▶ MATERIAL TO PROCESS
BEGIN

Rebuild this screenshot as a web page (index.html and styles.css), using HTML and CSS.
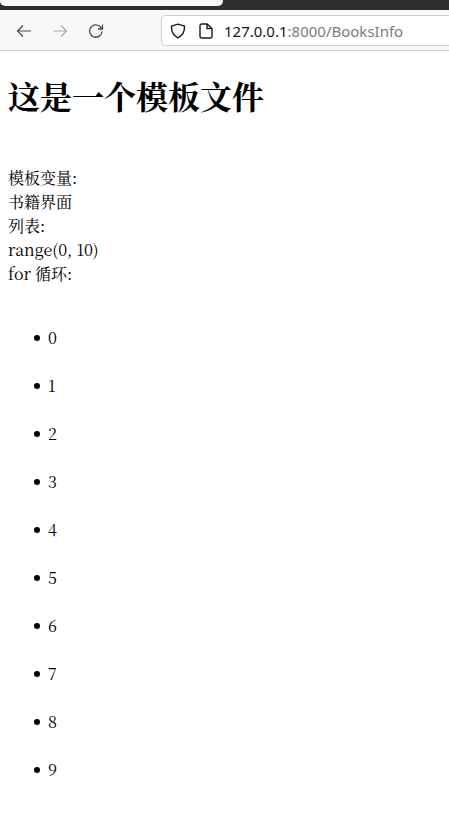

END
BEGIN

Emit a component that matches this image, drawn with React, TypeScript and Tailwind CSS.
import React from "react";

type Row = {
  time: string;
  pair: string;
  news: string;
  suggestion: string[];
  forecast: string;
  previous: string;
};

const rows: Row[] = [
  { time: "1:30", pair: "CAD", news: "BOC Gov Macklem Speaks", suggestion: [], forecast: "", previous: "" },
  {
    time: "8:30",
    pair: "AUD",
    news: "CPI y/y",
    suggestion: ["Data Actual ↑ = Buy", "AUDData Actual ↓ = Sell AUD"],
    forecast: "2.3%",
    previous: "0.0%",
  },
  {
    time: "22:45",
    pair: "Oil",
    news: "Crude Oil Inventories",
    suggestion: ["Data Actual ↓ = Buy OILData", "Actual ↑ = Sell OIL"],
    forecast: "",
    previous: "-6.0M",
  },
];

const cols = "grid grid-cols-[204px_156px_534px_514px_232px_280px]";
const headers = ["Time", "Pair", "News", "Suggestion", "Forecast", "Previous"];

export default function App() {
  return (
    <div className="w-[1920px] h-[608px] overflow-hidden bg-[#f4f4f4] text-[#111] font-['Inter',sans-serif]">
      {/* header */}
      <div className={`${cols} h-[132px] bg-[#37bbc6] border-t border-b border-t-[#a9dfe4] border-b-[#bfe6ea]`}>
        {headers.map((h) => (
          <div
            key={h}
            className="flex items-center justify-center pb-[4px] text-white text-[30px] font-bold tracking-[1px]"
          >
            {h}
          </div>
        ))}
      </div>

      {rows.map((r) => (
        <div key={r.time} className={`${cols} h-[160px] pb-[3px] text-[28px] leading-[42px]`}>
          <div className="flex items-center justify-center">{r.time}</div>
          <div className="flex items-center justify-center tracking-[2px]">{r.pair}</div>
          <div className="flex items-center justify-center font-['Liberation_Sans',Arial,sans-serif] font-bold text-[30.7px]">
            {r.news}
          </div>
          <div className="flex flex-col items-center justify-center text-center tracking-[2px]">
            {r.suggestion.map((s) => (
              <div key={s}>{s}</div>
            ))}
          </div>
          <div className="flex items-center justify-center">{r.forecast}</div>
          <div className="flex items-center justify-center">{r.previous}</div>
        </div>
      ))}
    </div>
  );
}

END
BEGIN

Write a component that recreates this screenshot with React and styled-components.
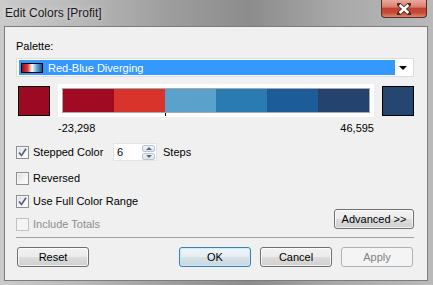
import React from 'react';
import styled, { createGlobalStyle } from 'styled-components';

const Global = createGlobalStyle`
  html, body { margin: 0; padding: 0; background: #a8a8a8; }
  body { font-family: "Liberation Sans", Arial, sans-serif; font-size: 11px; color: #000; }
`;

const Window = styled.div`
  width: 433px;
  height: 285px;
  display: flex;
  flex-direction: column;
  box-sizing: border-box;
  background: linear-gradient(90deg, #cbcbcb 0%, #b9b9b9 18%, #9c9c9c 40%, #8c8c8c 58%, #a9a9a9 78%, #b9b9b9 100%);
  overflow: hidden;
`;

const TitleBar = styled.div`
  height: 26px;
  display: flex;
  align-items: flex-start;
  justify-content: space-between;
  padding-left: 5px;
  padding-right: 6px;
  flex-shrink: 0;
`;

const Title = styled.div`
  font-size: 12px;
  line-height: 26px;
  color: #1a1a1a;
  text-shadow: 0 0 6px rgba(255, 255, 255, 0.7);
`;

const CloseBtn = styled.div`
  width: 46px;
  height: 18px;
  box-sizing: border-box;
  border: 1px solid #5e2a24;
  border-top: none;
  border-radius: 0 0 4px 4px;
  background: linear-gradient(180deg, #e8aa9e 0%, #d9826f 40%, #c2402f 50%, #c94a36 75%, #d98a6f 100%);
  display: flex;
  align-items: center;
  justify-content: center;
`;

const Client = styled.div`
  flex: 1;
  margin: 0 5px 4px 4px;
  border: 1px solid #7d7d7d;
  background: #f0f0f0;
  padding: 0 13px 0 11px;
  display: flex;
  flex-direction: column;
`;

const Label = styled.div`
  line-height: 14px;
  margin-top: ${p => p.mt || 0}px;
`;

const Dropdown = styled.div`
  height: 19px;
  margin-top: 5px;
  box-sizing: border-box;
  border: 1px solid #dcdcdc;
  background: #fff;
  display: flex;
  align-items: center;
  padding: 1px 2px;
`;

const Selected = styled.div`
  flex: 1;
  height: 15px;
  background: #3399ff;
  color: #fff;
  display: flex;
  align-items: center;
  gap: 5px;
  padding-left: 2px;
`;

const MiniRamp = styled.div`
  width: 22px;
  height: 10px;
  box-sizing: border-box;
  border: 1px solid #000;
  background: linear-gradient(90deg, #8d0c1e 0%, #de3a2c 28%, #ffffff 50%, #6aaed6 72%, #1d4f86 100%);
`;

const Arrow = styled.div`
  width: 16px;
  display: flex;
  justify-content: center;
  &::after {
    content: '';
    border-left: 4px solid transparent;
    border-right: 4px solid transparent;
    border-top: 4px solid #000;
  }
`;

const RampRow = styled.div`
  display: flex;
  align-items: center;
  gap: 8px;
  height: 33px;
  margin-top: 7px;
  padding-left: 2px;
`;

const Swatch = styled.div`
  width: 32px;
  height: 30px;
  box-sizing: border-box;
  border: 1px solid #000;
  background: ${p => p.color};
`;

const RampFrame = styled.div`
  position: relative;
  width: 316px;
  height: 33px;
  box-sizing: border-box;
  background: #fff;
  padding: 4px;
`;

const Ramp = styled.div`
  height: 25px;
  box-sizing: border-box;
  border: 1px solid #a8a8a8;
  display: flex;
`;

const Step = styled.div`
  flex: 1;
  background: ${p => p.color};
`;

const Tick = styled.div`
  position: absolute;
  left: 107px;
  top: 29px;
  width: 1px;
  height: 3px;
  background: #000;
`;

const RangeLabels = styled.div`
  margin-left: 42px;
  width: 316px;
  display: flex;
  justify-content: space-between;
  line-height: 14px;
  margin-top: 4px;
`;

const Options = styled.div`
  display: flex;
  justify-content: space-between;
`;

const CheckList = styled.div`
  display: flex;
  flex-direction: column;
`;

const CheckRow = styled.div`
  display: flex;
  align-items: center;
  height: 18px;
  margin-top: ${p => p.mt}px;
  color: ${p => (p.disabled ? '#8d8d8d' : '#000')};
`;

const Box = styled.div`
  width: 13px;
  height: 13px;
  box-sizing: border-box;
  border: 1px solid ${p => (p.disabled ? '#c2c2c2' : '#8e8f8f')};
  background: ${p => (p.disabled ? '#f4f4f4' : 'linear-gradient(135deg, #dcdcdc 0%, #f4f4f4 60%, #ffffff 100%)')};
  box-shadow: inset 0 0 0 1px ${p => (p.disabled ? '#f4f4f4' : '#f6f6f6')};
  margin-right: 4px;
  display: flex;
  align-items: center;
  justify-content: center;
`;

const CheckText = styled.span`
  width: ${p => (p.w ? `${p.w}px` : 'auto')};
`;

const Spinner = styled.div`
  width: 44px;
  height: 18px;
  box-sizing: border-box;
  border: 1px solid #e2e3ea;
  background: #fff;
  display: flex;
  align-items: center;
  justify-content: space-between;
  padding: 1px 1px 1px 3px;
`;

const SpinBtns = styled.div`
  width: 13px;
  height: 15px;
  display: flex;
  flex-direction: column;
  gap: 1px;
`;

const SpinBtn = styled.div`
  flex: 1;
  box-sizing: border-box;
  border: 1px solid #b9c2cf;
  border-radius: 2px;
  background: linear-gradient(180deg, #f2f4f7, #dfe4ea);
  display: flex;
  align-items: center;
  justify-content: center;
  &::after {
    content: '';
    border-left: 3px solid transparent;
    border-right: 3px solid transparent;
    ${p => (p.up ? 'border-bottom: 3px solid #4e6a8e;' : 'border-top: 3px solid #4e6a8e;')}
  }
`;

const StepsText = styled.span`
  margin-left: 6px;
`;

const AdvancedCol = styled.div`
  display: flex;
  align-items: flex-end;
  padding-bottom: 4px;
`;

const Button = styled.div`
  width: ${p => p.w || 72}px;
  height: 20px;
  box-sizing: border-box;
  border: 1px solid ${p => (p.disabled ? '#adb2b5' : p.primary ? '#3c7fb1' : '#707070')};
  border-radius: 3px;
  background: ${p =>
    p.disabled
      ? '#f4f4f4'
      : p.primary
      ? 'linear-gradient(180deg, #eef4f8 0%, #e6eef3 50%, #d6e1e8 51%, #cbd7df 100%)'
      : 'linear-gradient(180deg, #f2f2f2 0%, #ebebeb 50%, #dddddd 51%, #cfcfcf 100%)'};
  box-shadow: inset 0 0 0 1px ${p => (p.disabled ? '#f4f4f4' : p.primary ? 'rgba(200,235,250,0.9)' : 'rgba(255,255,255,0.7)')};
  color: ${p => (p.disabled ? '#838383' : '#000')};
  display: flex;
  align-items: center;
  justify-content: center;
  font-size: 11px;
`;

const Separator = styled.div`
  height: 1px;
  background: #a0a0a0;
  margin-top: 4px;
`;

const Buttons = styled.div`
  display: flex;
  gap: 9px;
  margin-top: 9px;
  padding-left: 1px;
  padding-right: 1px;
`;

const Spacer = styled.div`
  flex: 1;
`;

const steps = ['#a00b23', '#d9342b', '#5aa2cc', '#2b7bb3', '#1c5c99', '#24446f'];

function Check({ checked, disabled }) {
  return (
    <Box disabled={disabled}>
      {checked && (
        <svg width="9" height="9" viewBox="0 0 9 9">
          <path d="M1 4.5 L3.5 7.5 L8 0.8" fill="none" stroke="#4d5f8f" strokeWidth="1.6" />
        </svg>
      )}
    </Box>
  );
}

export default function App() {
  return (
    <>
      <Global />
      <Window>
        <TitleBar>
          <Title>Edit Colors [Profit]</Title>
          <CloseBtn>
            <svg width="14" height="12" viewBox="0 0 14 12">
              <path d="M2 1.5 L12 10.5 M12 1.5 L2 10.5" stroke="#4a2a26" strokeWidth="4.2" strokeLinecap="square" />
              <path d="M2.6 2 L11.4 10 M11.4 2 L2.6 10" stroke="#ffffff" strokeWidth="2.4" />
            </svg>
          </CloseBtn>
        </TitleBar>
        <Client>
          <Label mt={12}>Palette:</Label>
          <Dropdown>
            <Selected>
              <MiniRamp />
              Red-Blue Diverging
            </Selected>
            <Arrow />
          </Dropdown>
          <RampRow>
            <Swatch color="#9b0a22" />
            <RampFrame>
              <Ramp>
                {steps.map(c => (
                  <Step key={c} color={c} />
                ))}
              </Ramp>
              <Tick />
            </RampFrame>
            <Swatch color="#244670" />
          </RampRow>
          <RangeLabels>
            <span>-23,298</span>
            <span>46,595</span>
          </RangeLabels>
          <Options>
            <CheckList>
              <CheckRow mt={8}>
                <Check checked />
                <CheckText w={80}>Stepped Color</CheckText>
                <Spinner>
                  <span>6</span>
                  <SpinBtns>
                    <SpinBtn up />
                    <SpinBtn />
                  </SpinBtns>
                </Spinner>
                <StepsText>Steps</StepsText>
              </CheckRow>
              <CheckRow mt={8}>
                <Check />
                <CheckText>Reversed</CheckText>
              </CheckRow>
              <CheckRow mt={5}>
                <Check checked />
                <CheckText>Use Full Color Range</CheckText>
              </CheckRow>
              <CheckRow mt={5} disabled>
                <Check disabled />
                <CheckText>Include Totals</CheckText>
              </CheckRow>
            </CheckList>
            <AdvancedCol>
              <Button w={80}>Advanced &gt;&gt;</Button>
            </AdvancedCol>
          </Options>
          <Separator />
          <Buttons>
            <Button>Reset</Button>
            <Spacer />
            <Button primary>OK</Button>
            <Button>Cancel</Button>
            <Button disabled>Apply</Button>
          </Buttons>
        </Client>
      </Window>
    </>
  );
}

END

▶ WHAT YOU ARE ASKED TO DO
Extract from the data every line where "that" shows up.

▶ EXERCISE RESPONSE
Emit a component that matches this image, drawn with React, TypeScript and Tailwind CSS.
Write a component that recreates this screenshot with React and styled-components.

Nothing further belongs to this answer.